Holograms of dead stars are a tricky topic. On one hand, there's an unshakable feeling that there's just something... well, tacky about them. Reviving the image of a famous person for the entertainment of audiences without their permission? It's strange and not a little unsettling. On the other hand, who wouldn't jump at the chance to see their long-departed idol – or at least something approximating them – 'performing' once again, if technology allows it?
It's sheer curiosity that has brought us to the 3Arena tonight to see the Roy Orbison: In Dreams Hologram Concert - as well as a childhood spent listening to The Big O, thanks to a dad who remains a mega-fan (he's here, too.) But how will it all pan out? Will it seem lifelike, or like Orbison's ghost is really amongst us, warbling along to his greatest hits? Will the thirty-piece orchestra manage to elevate his enduring songs sufficiently for the gathered crowd to buy in to the whole show?
As it happens, there were no qualms on those two fronts, at least. As Orbison's hologram emerges from the floor of the stage, there are gasps, followed by disbelieving laughter, followed by cheers. For all intents and purposes, he is standing there in a light grey suit almost thirty years after his death, singing and playing his guitar, even turning and gesturing to the musicians behind him. It's an astonishing piece of technology, and the orchestra are undeniably wonderful as they sweep through 'Crying', 'Only the Lonely', 'In Dreams', 'Running Scared' and an epic 'It's Over', while recordings of Orbison's unique voice sound as full-bodied and crystalline as anyone can remember.
The problems, on the other hand, range from the mundane to the philosophical. The boxy shape of the stage rig – presumably created with the hologram in mind – means that those sitting on either the left or right flanks of the arena cannot see the full set. In addition, two screens placed on either side of it, which are supposed to show the same visuals as the screen behind the stage (which show images of Orbison and those influenced by him – even Bono makes an appearance) are not working. Basically, it means that unless you are squarely facing the stage, you are missing part of the show.

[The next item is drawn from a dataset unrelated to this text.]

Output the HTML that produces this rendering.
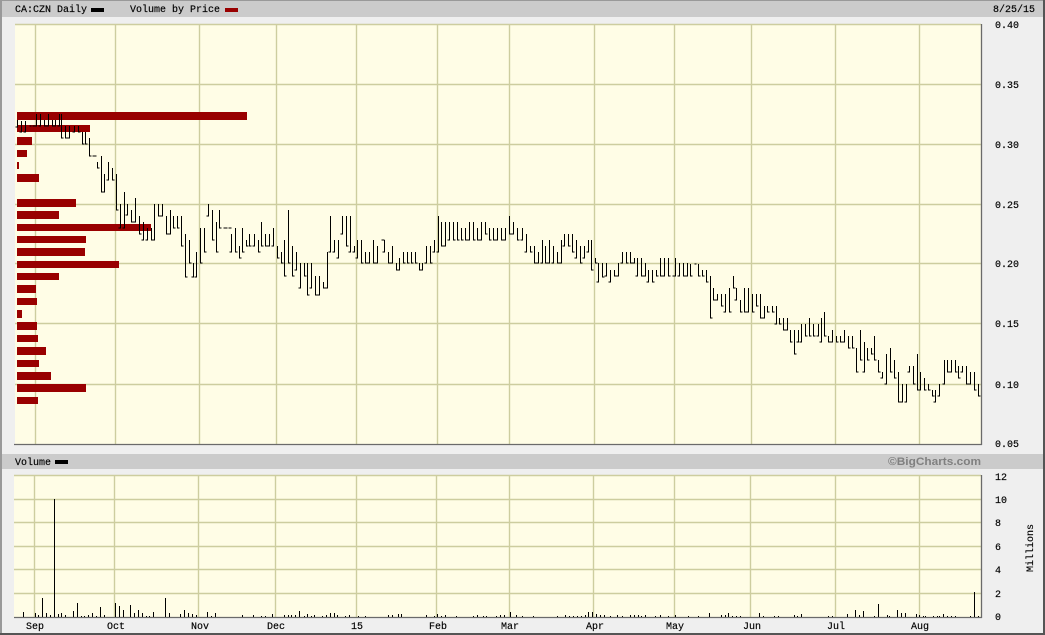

The philosophical problems are more difficult to pin down, but it comes down to this: although the technology is enormously impressive, there is something essential missing. How many gigs have you seen that have been made all the better by those moments of spontaneity, those interactions between artist and crowd? Perhaps even those little errors, the jokes or the banter that can make or break a gig? That's all absent here, as essentially the musicians are playing along to a carefully choreographed recording – the exact same one that they have played along to every other night of the tour. Songs like 'I Drove All Night', 'You Got It' and 'Oh Pretty Woman' bring sections of the audience to their feet as they sing along, but of course, a hologram cannot react to the delight or despair of their audience. It may sound like something you can easily brush over, but there is a niggling feeling of something being amiss that lingers each time 'Roy' sinks into the stage for a brief interlude.
After just one hour the show is over, which leaves most of the crowd either puzzled, angrily vowing to ring Joe Duffy in the morning to complain, or both. Like us, many of them have been hugely entertained, even flabbergasted at times – but for us, this an enjoyable once-off novelty, not the future of music or anything close to it. And perhaps that's for the best.